A Unified Approach to Kinematic and Tolerance Analysis of Locating Fixtures

Abstract

A workholding fixture should ensure a stable and precise positioning of the workpiece with respect to the machine tool. This requirement is even more important when modular fixtures are used for the sake of efficiency and reconfigurability. They include standard locating elements, which set the part in a predefined spatial orientation by contacting its datum surfaces. In the computer-based design of a fixture, the layout of locators must be tested against two main sources of problems. Kinematic analysis verifies that any relative motion between the part and the worktable is constrained. Tolerance analysis evaluates the robustness of part orientation with respect to manufacturing errors on datum surfaces. We propose a method to carry out both tests through a common set of geometric parameters of the fixture configuration.
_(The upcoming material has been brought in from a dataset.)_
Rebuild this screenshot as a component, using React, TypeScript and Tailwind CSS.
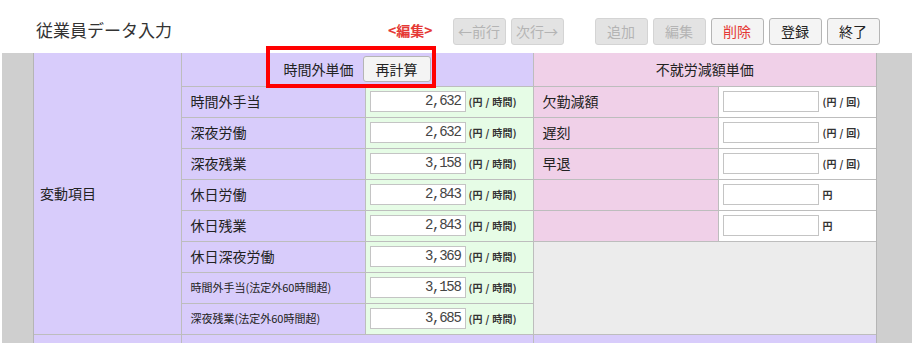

These derive from the singular value decomposition of the matrix that represents positioning constraints in screw coordinates. For a poorly designed fixture, the decomposition allows us to find out either unconstrained degrees of freedom of the part or a possible violation of tolerance specifications on machined features due to geometric errors on datum surfaces. In such cases, the analysis provides suggestions to plan the needed corrections to the locating scheme. This paper describes the procedure for kinematic and tolerance analysis and demonstrates its significance on a sample case of fixture design.